You should compile stacktraces.cpp with optimizations enabled (e.g with -Ofast
). When compiled with optimizations enabled, and if .debug_ranges
is present in the ELF file, you can expect sub-ms resolution times even if multiple compilation units are included in the ELF sections.
- You need libdward include files for the various definitions/macros.
apt-get install -y libdwarf-dev
- Copy stacktraces.{h,cpp} somewhere so that you can access it later. You may also want to build a library out of it(e.g
ar rcs libstacktraces.a stacktraces.o
)
#include "stacktraces.h"
#include <cstdio>
void fun_with_stacks() {
// provide a buffer allocated on the stack for stacktrace()
// you could also use e.g
// auto stacktrace_buf = reinterpret_cast<uint8_t *>(alloca(128 * 1024));
uint8_t stacktrace_buf[128 * 1024];
Switch::stack_frame frames[4];
const auto frames_cnt = Switch::stacktrace(frames, sizeof(frames) / sizeof(frames[0]), stacktrace_buf, sizeof(stacktrace_buf));
if (frames_cnt < 0) {
// check Switch::StackResolverErrors
} else {
for (int i{0}; i < frames_cnt; ++i) {
const auto &frame = frames[i];
if (frame.filename) {
// we were able to resolve the filename (or the dso/dll library path)
if (frame.func) {
// we were able to resolve the function name
if (frame.line) {
// line number was also resolved
std::printf(R"(%.*s at %.*s:%zu)" "\n", static_cast<int>(frame.func.size()), frame.func.data(), static_cast<int>(frame.filename.size()), frame.filename.data(), frame.line);
} else {
std::printf(R"(%.*s at %.*s:??)" "\n", static_cast<int>(frame.func.size()), frame.func.data(), static_cast<int>(frame.filename.size()), frame.filename.data());
}
} else {
std::printf(R"(?? at %.*s:??)" "\n", static_cast<int>(frame.filename.size()), frame.filename.data());
}
} else {
std::printf(R"(??)" "\n");
}
}
}
}
int main(int argc, char *argv[]) {
fun_with_stacks();
return 0;
}
clang++ -std=c++1z example.cpp stacktraces.cpp -ldl
Here is another example of how you could set exception handlers so that when an exception is raised and not caught, you will get a chance to display a message about it.
#include <cstdio>
#include <cstdlib>
#include <stdexcept>
#include <stacktraces.h>
#include <cxxabi.h>
std::terminate_handler orig_terminate;
std::unexpected_handler orig_unexpected;
void except_handler() {
int status;
const auto tp = abi::__cxa_current_exception_type();
auto demangled = abi::__cxa_demangle(tp->name(), 0, 0, &status);
Switch::stack_frame frames[8];
uint8_t stackframe_buf[32 * 1024];
const auto frames_cnt = Switch::stacktrace(frames, sizeof(frames) / sizeof(frames[0]),
stackframe_buf, sizeof(stackframe_buf));
printf("Exception of type %s thrown\n", demangled);
std::free(demangled);
for (int i{0}; i < frames_cnt; ++i) {
if (frames[i].func) {
printf("%d: at %.*s:%zu\n",
i, static_cast<int>(frames[i].func.size()), frames[i].func.data(), frames[i].line);
} else {
printf("%d: at %.*s\n",
i, static_cast<int>(frames[i].filename.size()), frames[i].filename.data());
}
}
}
void term_handler() {
except_handler();
orig_terminate();
}
void unexpected_handler() {
except_handler();
orig_unexpected();
}
int main(int argc, char *argv[]) {
orig_terminate = std::set_terminate(term_handler);
orig_unexpected = std::set_unexpected(unexpected_handler);
// throw an exception - except_handler() will get to act on it
// before the default handler is invoked
throw std::range_error("Out of Range");
return 0;
}
There are currently two methods implemented in Switch namespace. The only difference between the overloaded stacktrace()

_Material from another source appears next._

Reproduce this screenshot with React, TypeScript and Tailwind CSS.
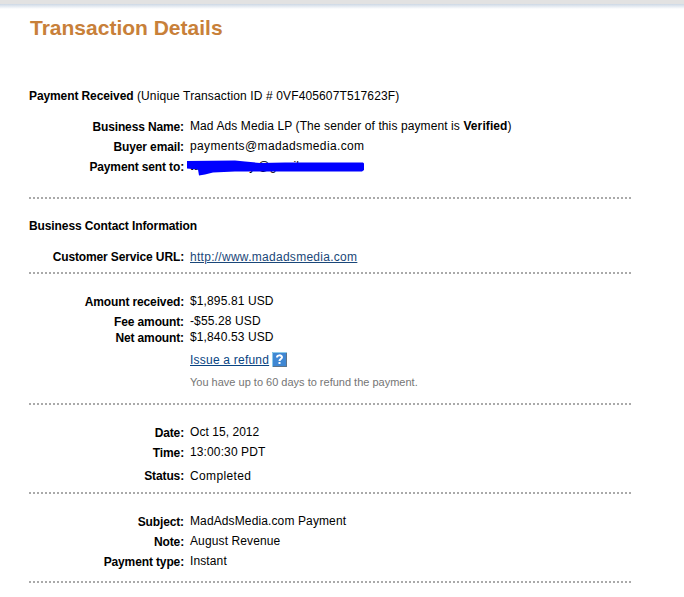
import type { PropsWithChildren, ReactNode } from "react";

type RowProps = PropsWithChildren<{
  label?: string;
  spacing?: string;
  labelClass?: string;
  valueClass?: string;
}>;

function Row({
  label,
  spacing = "mb-1",
  labelClass = "top-px",
  valueClass = "tracking-[0.12px]",
  children,
}: RowProps) {
  return (
    <div className={`flex h-4 ${spacing}`}>
      <dt
        className={`relative mr-[6px] w-[155px] shrink-0 text-right font-bold tracking-[-0.13px] ${labelClass}`}
      >
        {label}
      </dt>
      <dd className={`whitespace-nowrap ${valueClass}`}>{children}</dd>
    </div>
  );
}

function Divider() {
  return (
    <div className="h-[2px] w-[602px] bg-[repeating-linear-gradient(90deg,#aaaaaa_0_2px,transparent_2px_4px)]" />
  );
}

function Section({ className, children }: { className: string; children: ReactNode }) {
  return <dl className={className}>{children}</dl>;
}

function HelpIcon() {
  return (
    <svg width="15" height="15" viewBox="0 0 15 15" className="ml-[3px] shrink-0">
      <rect width="15" height="15" fill="#3f87d3" />
      <path d="M0.5 15V0.5H15" fill="none" stroke="#8ccbea" />
      <path d="M14.5 1V14.5H1" fill="none" stroke="#5f7488" />
      <path d="M5 5.5C5 2.7 10 2.7 10 5.3C10 7 7.5 7 7.5 9" fill="none" stroke="#fff" strokeWidth="2" />
      <rect x="6.5" y="10" width="2" height="2" fill="#fff" />
    </svg>
  );
}

// Blue marker stroke drawn over the recipient's address
function Redaction() {
  return (
    <svg width="180" height="20" viewBox="0 0 180 20" className="absolute -top-px -left-[5px]">
      <path
        d="M2 4L50 3.500L60 4.500L75 6L100 5.500H178L179 6.500V13L177 14.500L110 14.500L75 14.500L50 14.500L28 15.500L20 17.500L14 18.500L13 12.500L2 11.500Z"
        fill="#0000ff"
      />
    </svg>
  );
}

export default function App() {
  return (
    <div className="h-[597px] overflow-hidden bg-white font-['Liberation_Sans',Arial,sans-serif] text-[12px] leading-4 text-black">
      <div className="h-1 bg-[#e2e2e2]" />
      <div className="h-[5px] bg-linear-to-b from-[#cdd8e5] to-white" />

      <main className="ml-[29px]">
        <h1 className="mt-[6px] ml-px h-[26px] text-[21px] leading-[26px] font-bold text-[#c88039]">
          Transaction Details
        </h1>

        <p className="mt-[47px] h-4 tracking-[0.13px]">
          <b className="tracking-[-0.1px]">Payment Received</b> (Unique Transaction ID #
          0VF405607T517623F)
        </p>

        <Section className="mt-[14px] mb-[23px]">
          <Row label="Business Name:" valueClass="tracking-[0.1px]">
            Mad Ads Media LP (The sender of this payment is <b>Verified</b>)
          </Row>
          <Row label="Buyer email:" valueClass="tracking-[0.37px]">
            payments@madadsmedia.com
          </Row>
          <Row label="Payment sent to:" spacing="mb-0">
            <span className="relative block">
              tu<span className="inline-block w-[49px]" />y
              <span className="ml-[2px]">@gmail</span>
              <Redaction />
            </span>
          </Row>
        </Section>
        <Divider />

        <h2 className="mt-[19px] h-4 font-bold tracking-[-0.1px]">Business Contact Information</h2>
        <Section className="mt-[15px] mb-[7px]">
          <Row
            label="Customer Service URL:"
            spacing="mb-0"
            labelClass="top-0"
            valueClass="tracking-[0.28px]"
          >
            <a href="#" className="text-[#1a4779] underline">http://www.madadsmedia.com</a>
          </Row>
        </Section>
        <Divider />

        <Section className="mt-[19px] mb-[13px]">
          <Row label="Amount received:">$1,895.81 USD</Row>
          <Row label="Fee amount:" spacing="mb-0">-$55.28 USD</Row>
          <Row label="Net amount:" spacing="mb-[7px]">$1,840.53 USD</Row>
          <Row spacing="mb-[6px]" valueClass="tracking-[0.22px]">
            <span className="flex">
              <a href="#" className="text-[#084482] underline">Issue a refund</a>
              <HelpIcon />
            </span>
          </Row>
          <Row spacing="mb-0" valueClass="tracking-normal">
            <span className="text-[11px] text-[#757575]">
              You have up to 60 days to refund the payment.
            </span>
          </Row>
        </Section>
        <Divider />

        <Section className="mt-[19px] mb-[8px]">
          <Row label="Date:" valueClass="tracking-[0.05px]">Oct 15, 2012</Row>
          <Row label="Time:" spacing="mb-2">13:00:30 PDT</Row>
          <Row label="Status:" spacing="mb-0" labelClass="top-0" valueClass="tracking-[0.35px]">
            Completed
          </Row>
        </Section>
        <Divider />

        <Section className="mt-[19px] mb-[12px]">
          <Row label="Subject:">MadAdsMedia.com Payment</Row>
          <Row label="Note:">August Revenue</Row>
          <Row label="Payment type:" spacing="mb-0">Instant</Row>
        </Section>
        <Divider />
      </main>
    </div>
  );
}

is that one of the methods accepts an array of frames (that you should obtain from e.g backtrace()
), whereas the other will invoke it for you internally. The arguments are self-explanatory, but you should make sure that storage provided is at least 32K in size(although depending on the depth of the stack, smaller buffers may suffice). You can use alloca()
to allocate memory on the stack, if you are e.g in the execution context of a signal handler, or just allocate using e.g uint8_t buf[128 * 1024];
, otherwise you may allocate on the heap using e.g malloc()
.
Note that the fewer frames you request (via stack_frames_capacity
) the faster the resolution will be, because it will likely need to access fewer DSOs and lookup the required information in those files.